American newlyweds Denise and Danny have just begun their month-long honeymoon by the ocean in New Jersey when Denise witnesses a ragged man, fully clad, emerging from the water. She screams to rouse her sleeping husband, but it is too late; the zombie attacks. Holding Danny down, he vomits a black, viscous fluid into Danny's mouth before collapsing. Rushed to the hospital, Danny cannot be revived, but as the doctor is telling Denise that her husband is dead he reanimates on his own. Soon after his release, it becomes clear to Denise that all is not well. The vegetarian Danny is craving meat. When Denise finds that her husband is struggling with compulsive cannibalism, she is horrified, but compelled by love and pity to clean up after him and protect him. Her efforts to help him overcome his urges prove futile. Danny's body count mounts while his willpower deteriorates as quickly as his decomposing flesh. Though Denise has not been able to bring herself to flee her husband, even as he kills their closest friends, the remaining bonds of love that have held Danny back from killing his bride seem to have dissolved. He attacks her and forces her down, beginning to produce the viscous fluid that had transformed him. Just before infecting Denise, he turns his head, sparing her his fate. He apologizes to her as he finally dies. Denise, after tenderly disposing of his body, goes back to the beach, where she remembers better times between them and looks to the tickets that the pair had purchased to start their dream life in Portugal.

==Production==
Writer/director David Gebroe has discussed the genesis of the film in several interviews and in a "Behind the Scenes" feature on the 2006 Showtime Entertainment DVD release. Shortly after Gebroe completed his first feature film, The Homeboy, in March 2002, his younger sister's husband died in a surfing accident.
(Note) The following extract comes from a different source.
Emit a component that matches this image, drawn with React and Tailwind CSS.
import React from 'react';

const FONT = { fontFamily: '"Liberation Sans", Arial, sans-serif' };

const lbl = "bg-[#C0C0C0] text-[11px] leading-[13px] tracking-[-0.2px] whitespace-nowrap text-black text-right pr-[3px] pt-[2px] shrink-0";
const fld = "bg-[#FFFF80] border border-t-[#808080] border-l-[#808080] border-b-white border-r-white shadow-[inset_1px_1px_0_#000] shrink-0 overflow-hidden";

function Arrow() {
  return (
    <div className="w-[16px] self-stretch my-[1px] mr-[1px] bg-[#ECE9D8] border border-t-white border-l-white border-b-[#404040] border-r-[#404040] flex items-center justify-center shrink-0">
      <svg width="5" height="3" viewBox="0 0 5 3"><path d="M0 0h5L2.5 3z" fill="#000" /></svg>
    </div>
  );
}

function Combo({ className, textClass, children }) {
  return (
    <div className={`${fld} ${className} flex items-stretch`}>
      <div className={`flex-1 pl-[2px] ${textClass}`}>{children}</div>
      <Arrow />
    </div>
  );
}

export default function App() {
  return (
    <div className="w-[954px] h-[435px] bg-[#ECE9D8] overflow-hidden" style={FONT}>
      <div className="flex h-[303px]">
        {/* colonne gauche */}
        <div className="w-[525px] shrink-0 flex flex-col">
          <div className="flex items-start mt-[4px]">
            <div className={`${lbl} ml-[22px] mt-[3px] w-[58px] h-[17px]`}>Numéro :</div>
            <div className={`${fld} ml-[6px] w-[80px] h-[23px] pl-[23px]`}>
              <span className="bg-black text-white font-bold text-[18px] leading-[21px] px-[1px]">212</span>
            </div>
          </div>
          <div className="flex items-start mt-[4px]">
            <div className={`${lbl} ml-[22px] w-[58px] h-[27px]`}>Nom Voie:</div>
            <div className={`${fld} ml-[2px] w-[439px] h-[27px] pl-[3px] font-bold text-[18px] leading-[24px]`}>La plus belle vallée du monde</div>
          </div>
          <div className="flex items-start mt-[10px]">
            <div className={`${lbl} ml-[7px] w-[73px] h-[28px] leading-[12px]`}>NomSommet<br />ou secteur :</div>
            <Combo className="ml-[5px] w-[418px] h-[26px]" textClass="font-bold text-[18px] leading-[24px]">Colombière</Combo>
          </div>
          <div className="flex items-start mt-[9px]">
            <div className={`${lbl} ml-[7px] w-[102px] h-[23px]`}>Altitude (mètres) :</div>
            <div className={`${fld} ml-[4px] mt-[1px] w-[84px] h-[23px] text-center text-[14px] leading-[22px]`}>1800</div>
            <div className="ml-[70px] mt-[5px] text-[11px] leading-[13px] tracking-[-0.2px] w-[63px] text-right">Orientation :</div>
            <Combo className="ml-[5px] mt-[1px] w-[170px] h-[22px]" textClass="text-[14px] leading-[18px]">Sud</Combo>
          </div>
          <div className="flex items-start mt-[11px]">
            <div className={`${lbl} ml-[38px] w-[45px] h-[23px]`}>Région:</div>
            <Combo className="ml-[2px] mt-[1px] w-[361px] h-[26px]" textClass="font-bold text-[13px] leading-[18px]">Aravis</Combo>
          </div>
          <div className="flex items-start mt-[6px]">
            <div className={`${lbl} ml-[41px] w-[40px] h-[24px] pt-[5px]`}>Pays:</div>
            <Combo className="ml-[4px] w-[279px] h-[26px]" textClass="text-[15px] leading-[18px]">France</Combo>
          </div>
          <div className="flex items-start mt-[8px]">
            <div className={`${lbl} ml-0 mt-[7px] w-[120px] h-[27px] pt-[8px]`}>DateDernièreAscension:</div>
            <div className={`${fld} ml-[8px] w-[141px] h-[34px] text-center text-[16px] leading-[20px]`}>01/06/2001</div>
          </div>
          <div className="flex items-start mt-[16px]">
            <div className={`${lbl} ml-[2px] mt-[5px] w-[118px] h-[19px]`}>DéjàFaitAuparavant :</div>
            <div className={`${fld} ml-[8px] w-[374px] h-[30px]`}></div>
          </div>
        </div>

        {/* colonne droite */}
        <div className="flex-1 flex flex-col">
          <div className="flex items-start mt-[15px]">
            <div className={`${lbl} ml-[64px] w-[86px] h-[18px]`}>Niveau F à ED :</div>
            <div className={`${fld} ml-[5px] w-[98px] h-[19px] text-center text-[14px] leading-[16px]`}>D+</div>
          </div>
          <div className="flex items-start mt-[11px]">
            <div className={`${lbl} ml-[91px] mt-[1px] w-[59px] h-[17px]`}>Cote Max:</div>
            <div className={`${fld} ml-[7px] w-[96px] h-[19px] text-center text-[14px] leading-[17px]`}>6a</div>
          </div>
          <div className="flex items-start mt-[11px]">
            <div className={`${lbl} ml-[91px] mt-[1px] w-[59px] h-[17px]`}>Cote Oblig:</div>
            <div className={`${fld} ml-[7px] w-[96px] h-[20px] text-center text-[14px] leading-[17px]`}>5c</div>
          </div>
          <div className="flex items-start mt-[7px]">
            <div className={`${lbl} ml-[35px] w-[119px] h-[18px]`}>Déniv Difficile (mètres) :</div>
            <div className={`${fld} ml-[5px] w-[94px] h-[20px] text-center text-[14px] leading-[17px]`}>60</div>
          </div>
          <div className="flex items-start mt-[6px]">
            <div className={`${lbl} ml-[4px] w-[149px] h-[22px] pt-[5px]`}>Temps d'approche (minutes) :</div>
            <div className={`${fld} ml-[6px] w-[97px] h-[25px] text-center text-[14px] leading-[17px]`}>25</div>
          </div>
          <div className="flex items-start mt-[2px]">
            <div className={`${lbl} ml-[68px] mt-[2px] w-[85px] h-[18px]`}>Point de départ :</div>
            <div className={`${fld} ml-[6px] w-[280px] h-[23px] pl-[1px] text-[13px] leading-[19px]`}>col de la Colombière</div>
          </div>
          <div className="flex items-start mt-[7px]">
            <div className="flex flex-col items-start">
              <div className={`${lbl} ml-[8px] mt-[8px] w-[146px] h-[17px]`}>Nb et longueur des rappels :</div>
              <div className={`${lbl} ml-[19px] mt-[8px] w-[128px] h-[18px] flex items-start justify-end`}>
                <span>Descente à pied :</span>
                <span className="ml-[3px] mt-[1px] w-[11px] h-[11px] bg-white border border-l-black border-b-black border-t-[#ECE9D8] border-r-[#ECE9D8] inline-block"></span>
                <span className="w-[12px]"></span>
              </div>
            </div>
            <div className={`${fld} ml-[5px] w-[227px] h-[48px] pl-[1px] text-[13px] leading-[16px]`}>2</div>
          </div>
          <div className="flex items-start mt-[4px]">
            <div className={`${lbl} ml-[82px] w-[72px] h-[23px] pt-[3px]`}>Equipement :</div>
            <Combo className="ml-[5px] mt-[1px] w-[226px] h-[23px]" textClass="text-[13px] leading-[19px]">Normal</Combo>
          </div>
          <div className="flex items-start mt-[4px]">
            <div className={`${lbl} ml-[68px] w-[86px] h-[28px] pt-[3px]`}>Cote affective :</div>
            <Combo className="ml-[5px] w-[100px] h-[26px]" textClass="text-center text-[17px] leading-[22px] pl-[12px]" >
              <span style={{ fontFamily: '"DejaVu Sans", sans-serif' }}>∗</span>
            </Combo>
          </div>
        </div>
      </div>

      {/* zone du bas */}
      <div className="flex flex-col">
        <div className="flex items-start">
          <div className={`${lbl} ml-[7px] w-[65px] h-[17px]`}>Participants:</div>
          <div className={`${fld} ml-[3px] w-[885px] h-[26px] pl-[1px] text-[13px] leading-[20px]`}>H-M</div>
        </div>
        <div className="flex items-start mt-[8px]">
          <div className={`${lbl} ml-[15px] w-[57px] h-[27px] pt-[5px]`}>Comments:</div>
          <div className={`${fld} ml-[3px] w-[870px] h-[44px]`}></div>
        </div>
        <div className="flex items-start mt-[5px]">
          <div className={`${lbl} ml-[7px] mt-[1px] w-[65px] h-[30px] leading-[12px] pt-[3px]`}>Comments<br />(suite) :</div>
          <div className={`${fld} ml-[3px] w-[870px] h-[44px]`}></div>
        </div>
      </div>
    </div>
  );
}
Many of the details in the movie mirror his sister's story, including his sister Denise's art and her plan to move to Portugal with her husband, Danny. Gebroe was inspired by her experience to write a movie which, in his words, is "[a]bout how terrifying it is to dedicate yourself wholly and completely to a relationship in the knowledge that one day that person might be taken from you just like that." Gebroe told horror fansite Hollywood Gothique in 2005 that "Above everything else, [the film]...was kind of a valentine to her strength, her ability to get through her grief and keep moving in life." His choice of zombies to represent "the cruel hand of fate" was inspired both by the psychobilly music which his sister and her husband enjoyed and by the 1979 film Zombie by Lucio Fulci, which he and his sister saw as young children. He also cites as influences Roman Polanski's Macbeth, David Cronenberg's The Fly and Paul Morrissey's Andy Warhol's Frankenstein.

==Notes==
The video clerk was wearing a shirt with the zombie from Lucio Fulci's cult classic, Zombi, and the video tape rejected was the previous movie of the director of The Homeboy.

==Critical reception==
The film has had mixed critical reception, but the writing and acting have been widely singled out for praise. Variety, which described it as a "strong, well-thesped pic", indicated that it "scores simultaneously as romantic, tragic, grotesque and screamingly funny." Salon.com, which characterized it as "a highly disturbing combination of gruesome gore and earnest, tragic romance not encountered since David Cronenberg's "The Fly," if ever, singled out for praise the acting and the script, summarizing that "the film's strange blend of tragedy and surreal gore, à la Dario Argento and Lucio Fulci, is surprisingly effective." The New York Times notes that the film betrays its low budget, but though finding it "never truly engaging or frightening" suggests the movie is partially salvaged by "solid performances (especially Ms. Coogan's) and capable direction by Dave Gebroe, whose script is infused with some wickedly funny lines." The Village Voice found the story derivative, if sometimes funny, but also singled out Coogan, stating that "if this silly retread works at all, it's because of Coogan, who comes at the creaky premise with almost Streepian commitment and who is destined, it would seem, for better things."